┌──
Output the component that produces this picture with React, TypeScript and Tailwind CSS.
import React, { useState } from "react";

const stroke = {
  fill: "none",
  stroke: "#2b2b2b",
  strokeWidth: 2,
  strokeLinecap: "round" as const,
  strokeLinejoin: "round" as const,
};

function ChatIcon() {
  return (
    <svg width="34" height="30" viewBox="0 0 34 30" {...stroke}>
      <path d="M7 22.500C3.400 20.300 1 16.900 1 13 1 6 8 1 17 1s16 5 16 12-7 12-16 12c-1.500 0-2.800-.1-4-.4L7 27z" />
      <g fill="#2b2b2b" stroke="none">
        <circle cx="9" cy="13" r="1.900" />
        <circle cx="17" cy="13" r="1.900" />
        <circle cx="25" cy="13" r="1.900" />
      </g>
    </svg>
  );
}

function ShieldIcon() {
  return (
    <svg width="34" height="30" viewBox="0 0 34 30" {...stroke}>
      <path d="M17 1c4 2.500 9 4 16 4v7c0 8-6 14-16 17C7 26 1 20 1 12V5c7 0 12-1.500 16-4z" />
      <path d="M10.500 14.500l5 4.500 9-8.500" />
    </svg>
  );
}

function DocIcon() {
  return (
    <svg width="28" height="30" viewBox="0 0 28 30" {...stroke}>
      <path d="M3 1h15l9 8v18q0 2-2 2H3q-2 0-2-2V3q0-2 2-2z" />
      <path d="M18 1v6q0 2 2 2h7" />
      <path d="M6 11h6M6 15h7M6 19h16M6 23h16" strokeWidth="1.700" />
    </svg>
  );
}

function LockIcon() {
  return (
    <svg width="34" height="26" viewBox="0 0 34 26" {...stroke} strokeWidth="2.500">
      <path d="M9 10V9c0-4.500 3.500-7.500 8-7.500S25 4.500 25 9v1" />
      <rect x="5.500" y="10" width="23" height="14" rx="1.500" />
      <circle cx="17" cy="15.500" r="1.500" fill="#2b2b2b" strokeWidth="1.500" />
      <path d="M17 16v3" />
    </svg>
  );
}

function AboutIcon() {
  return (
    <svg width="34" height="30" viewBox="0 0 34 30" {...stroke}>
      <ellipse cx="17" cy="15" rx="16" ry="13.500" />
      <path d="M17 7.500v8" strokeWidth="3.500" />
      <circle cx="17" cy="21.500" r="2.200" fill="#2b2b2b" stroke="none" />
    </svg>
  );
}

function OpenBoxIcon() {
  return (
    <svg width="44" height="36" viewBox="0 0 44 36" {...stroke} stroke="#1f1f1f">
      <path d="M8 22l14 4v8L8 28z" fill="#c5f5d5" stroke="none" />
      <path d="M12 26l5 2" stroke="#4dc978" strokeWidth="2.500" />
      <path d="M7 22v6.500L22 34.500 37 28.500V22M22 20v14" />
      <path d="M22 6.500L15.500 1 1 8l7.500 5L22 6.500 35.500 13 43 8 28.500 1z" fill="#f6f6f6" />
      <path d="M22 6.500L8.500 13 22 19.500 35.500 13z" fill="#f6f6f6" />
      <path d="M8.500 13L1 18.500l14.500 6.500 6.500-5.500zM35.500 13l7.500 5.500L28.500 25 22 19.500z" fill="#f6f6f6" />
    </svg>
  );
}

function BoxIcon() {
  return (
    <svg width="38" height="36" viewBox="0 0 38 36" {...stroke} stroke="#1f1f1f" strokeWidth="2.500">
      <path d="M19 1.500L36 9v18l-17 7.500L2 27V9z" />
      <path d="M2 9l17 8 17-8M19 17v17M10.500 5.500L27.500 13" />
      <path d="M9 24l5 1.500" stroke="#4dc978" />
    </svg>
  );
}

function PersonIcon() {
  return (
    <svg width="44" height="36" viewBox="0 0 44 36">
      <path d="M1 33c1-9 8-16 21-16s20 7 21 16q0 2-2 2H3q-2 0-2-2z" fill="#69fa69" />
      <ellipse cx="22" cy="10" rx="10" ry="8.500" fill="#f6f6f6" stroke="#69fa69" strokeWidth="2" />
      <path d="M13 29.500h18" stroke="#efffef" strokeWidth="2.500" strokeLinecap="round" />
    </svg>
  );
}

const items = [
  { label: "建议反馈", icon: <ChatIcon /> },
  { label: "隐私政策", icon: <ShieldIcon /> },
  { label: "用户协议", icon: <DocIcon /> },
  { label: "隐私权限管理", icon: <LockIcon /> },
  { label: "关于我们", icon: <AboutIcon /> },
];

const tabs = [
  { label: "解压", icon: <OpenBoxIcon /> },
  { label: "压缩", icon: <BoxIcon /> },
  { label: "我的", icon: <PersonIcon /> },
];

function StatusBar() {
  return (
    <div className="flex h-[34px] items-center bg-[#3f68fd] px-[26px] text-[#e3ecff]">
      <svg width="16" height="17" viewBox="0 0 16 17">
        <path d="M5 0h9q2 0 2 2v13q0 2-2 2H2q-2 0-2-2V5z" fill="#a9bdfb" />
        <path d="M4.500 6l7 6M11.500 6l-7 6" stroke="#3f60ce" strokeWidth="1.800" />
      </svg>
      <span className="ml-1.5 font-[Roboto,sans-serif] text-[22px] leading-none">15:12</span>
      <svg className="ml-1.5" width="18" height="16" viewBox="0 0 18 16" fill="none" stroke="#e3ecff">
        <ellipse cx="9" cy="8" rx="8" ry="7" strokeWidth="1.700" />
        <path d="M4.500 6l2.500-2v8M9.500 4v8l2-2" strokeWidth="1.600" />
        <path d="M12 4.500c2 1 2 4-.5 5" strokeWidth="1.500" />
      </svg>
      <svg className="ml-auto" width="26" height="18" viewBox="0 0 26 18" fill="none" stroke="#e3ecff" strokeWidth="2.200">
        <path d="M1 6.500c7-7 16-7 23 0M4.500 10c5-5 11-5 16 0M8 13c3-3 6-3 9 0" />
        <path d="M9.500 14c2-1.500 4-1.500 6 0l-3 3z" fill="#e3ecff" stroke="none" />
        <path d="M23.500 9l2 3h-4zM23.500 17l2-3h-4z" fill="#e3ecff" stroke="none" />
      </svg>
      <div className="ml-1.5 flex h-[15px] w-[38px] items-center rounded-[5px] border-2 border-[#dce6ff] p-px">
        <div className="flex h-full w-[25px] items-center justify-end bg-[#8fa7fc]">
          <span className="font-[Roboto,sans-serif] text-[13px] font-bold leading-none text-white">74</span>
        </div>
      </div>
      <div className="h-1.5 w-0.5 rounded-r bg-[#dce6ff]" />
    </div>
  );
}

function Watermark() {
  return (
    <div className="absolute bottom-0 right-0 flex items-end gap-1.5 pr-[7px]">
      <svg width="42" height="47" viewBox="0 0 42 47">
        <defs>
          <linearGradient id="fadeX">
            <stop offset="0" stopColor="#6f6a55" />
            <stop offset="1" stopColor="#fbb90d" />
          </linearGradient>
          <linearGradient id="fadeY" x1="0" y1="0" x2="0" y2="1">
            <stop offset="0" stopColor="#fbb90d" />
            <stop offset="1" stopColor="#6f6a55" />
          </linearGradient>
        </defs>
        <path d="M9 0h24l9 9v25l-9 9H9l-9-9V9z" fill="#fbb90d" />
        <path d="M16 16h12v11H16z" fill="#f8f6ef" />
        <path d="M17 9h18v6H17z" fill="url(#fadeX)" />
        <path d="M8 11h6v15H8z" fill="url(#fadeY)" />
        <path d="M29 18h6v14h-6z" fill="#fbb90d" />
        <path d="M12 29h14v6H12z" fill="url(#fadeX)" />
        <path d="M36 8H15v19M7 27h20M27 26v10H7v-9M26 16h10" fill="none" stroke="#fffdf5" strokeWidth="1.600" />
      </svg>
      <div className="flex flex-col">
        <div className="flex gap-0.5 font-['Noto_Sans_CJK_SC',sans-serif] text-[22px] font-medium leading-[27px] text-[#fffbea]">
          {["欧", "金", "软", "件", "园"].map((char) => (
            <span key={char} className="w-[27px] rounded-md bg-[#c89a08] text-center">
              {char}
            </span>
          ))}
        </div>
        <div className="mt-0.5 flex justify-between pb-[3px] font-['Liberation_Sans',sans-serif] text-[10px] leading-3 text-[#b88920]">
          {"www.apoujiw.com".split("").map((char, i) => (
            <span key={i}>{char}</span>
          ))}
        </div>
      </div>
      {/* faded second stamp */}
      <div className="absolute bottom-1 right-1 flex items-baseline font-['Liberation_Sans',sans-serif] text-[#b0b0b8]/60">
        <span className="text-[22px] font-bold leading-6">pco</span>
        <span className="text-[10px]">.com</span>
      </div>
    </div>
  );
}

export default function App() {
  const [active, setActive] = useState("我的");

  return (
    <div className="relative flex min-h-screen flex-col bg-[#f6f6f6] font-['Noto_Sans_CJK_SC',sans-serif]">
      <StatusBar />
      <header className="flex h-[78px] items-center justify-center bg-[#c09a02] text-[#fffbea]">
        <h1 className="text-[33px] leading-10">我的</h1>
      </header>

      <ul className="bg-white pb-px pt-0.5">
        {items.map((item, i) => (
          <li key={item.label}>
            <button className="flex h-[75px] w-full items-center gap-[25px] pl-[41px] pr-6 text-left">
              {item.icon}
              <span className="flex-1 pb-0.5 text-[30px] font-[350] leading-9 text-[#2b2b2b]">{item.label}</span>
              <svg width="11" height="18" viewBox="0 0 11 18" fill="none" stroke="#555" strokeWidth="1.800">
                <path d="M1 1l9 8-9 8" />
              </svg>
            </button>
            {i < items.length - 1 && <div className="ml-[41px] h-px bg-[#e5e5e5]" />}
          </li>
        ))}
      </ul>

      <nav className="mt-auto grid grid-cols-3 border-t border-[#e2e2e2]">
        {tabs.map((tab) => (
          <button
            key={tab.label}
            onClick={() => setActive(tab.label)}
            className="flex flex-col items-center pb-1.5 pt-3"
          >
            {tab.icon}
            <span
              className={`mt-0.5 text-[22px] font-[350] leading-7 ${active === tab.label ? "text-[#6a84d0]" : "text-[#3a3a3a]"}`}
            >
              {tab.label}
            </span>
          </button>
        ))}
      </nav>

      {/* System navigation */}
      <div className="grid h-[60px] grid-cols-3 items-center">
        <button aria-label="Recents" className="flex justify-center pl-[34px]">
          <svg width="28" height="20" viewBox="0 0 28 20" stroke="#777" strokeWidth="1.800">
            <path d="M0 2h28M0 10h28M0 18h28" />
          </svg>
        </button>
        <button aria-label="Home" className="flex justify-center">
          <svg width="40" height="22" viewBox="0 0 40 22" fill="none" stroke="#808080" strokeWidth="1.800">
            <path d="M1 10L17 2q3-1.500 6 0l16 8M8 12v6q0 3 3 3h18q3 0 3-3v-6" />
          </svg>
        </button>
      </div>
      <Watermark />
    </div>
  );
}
└──
┌──
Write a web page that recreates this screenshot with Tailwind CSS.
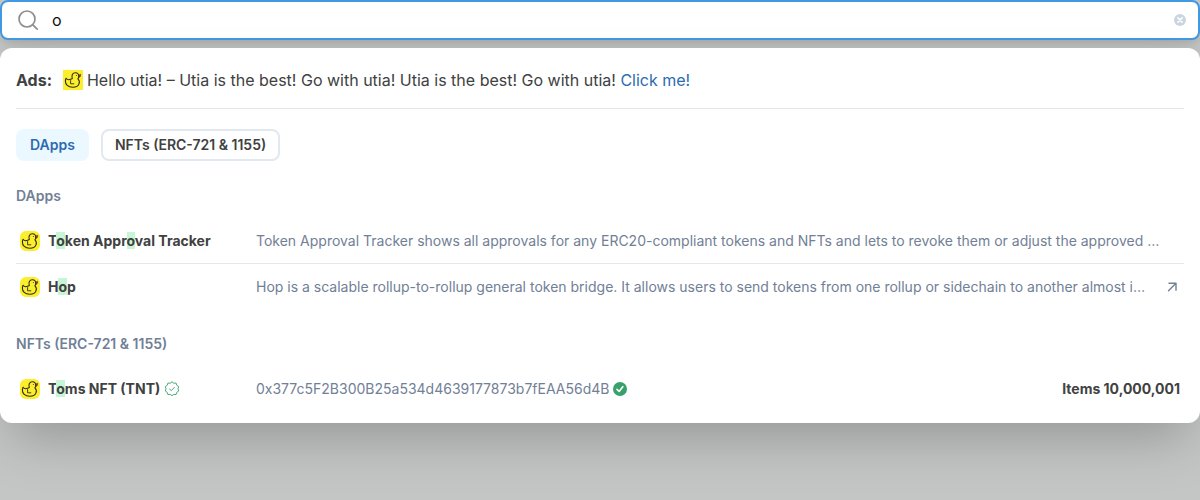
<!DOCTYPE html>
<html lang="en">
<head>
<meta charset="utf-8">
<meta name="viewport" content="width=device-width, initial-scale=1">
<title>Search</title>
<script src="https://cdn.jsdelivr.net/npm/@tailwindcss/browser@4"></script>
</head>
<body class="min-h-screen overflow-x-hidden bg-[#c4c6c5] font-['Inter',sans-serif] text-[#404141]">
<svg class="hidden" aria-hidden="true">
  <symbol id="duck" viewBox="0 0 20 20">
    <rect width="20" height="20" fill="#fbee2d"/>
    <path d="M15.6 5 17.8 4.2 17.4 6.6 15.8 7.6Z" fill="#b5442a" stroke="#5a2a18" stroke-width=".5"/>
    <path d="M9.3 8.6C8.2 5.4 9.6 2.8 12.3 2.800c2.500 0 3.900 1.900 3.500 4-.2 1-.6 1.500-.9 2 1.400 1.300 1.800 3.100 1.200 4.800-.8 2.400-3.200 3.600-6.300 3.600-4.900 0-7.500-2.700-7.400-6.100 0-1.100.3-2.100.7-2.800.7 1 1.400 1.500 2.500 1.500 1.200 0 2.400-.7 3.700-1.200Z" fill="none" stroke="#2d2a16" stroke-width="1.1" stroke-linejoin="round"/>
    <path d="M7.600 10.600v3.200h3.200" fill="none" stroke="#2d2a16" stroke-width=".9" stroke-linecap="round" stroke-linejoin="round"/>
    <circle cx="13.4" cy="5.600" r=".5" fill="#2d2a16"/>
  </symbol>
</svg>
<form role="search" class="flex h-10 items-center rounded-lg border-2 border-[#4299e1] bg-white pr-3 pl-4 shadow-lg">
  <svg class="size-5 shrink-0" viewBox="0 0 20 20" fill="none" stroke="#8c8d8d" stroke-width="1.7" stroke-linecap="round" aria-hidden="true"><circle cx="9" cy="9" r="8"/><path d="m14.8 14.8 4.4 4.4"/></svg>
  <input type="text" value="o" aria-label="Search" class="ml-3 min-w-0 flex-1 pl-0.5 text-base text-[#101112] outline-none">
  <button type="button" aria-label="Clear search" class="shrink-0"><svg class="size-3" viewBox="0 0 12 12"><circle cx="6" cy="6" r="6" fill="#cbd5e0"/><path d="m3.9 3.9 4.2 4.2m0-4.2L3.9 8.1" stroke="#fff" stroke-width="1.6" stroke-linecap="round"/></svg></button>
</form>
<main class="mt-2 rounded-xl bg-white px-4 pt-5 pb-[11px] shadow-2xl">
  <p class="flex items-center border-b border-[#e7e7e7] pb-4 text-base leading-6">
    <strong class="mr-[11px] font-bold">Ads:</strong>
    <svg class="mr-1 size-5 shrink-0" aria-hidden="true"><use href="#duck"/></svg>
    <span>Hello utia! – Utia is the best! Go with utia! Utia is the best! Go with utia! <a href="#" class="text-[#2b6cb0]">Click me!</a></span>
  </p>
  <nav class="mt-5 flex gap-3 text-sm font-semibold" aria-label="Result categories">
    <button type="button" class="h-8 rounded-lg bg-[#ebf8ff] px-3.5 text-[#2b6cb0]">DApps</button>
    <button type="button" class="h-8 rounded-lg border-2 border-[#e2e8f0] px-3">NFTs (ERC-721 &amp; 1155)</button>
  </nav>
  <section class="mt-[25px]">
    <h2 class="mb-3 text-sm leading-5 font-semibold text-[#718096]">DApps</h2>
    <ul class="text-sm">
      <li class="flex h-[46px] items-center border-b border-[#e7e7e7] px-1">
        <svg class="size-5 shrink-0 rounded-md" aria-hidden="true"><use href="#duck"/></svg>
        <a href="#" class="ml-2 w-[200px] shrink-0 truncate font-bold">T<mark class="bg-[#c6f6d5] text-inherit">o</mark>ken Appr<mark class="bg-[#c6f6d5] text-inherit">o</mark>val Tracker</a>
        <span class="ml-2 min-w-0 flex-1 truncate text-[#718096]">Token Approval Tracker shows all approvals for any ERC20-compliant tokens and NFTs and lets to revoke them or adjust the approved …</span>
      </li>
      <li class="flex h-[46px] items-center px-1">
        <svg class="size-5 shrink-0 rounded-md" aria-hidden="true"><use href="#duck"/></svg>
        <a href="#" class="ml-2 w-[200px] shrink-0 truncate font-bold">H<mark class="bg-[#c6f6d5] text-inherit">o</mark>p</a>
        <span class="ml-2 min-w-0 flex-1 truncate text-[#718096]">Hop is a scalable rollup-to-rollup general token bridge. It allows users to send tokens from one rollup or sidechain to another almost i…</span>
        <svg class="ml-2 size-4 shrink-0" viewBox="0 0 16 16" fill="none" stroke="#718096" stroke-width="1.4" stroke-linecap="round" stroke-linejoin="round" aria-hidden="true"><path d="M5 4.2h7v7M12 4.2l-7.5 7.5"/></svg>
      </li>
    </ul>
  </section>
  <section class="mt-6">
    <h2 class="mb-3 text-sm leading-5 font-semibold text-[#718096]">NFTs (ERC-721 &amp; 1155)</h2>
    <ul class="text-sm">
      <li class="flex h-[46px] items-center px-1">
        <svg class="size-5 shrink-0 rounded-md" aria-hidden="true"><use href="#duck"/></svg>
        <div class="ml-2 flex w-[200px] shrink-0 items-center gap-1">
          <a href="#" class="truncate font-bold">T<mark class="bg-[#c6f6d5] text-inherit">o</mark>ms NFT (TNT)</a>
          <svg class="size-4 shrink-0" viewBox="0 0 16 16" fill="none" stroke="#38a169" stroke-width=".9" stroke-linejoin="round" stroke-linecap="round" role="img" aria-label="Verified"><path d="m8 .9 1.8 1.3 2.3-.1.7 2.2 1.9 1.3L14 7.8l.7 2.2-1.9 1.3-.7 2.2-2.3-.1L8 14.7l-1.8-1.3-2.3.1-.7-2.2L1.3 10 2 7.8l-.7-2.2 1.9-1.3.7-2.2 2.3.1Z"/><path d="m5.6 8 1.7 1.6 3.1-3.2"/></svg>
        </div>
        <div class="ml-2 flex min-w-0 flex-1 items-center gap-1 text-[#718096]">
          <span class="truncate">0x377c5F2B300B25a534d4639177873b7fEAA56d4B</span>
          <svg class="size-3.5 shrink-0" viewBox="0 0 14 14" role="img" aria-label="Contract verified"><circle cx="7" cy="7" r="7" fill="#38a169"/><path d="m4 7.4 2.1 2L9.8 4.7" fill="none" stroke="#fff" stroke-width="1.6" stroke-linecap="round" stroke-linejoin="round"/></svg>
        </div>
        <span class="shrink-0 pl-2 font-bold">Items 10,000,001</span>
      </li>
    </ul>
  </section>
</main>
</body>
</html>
└──
* **AIM**:
Each line in the entries above that includes the string "this" should be extracted.

* **TASK OUTPUT**:
Output the component that produces this picture with React, TypeScript and Tailwind CSS.
Write a web page that recreates this screenshot with Tailwind CSS.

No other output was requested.